Use a chat UI (optional) — any OpenAI-compatible frontend works. For example, Open WebUI via Docker on your local machine:
docker run -d -p 3000:8080 \
-e OPENAI_API_BASE_URL=http://host.docker.internal:8000/v1 \
-e OPENAI_API_KEY=unused \
ghcr.io/open-webui/open-webui:main
Then open http://localhost:3000 in your browser.
Using vLLM via Python
from openai import OpenAI
client = OpenAI(
base_url="http://localhost:8000/v1",
api_key="unused", # vLLM doesn't require a real API key
)
response = client.chat.completions.create(
model="Qwen/Qwen2.5-7B-Instruct",
messages=[
{"role": "user", "content": "What is vLLM?"}
],
)
print(response.choices[0].message.content)
When you're done
scancel <jobid>
Close the SSH tunnel on your local machine with Ctrl+C.
Troubleshooting
- "Connection refused" when curling the server
Check that your SSH tunnel is still open, the hostname and port match ~/vllm_endpoint.txt, and the vLLM process has finished starting (check the Slurm log for the Uvicorn message).
- Model download is slow or fails
Model weights are downloaded from Hugging Face on first run to $HF_HOME. Make sure this points to your scratch directory, as models can be 15–140 GB. If a download is interrupted, delete the partial cache directory under $HF_HOME/hub/ and resubmit.
- Some models require a Hugging Face token
Llama and some other models are gated behind a license agreement. Go go huggingface.co to create an access token, then add this to your job script before the vLLM command:
export HF_TOKEN="hf_your_token_here"
- A100-specific: OOM (Out of Memory) during startup
Add --enforce-eager to skip CUDA graph capture. Reduce --max-model-len or add --max-num-seqs 32. Make sure PYTORCH_ALLOC_CONF=expandable_segments:True is set.
Gaudi2-specific
- OOM
Increase --gpu-memory-utilization (default 0.9). If that's not enough, increase --tensor-parallel-size to spread weights across more cards. You can also disable HPU Graphs to free memory used by graph capture, though this reduces performance.
- Slow first requests
Gaudi2 compiles execution graphs during warmup. The first several requests may be slow as the bucketing mechanism compiles graphs for different tensor shapes. This is normal — subsequent requests at similar lengths will be fast.

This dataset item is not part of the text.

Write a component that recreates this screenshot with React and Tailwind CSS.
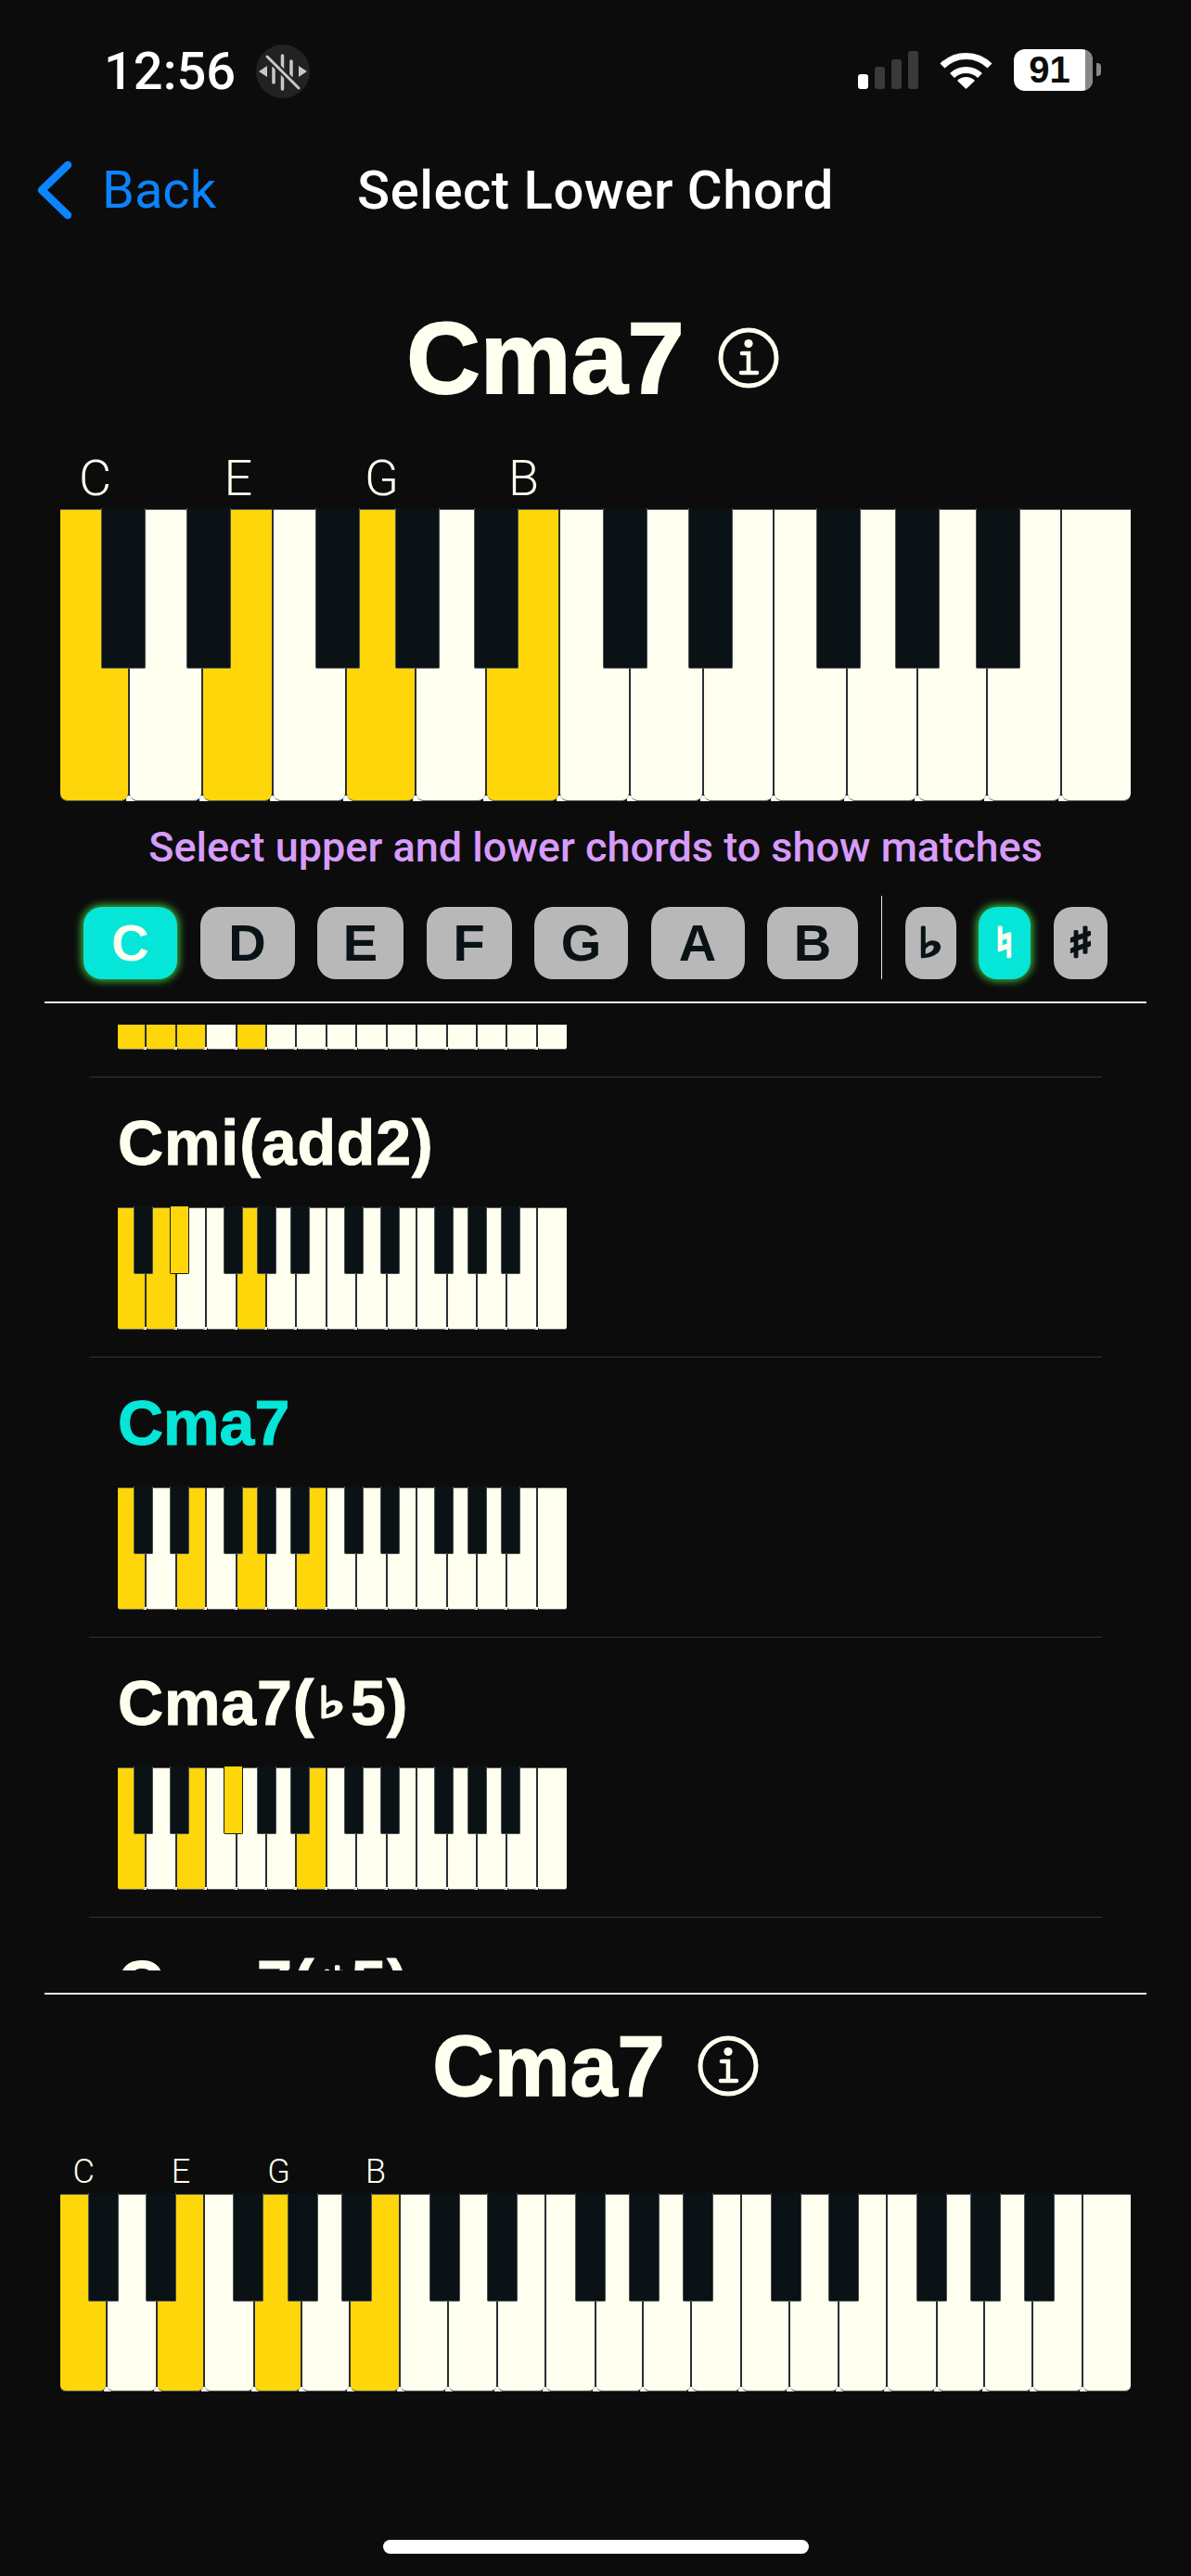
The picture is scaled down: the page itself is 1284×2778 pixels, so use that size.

hl-sminot found or shows no devices
The Habana driver module is not loaded. Add module load habanalabs/latest to your job script. If the module is loaded but no devices appear, the node may not have Gaudi2 hardware — check your --partition and --gres settings.
- Model not supported
If vLLM crashes or produces garbled output, the model may not be compatible with the Gaudi2 backend. Check the validated models table above and fall back to an A100 job.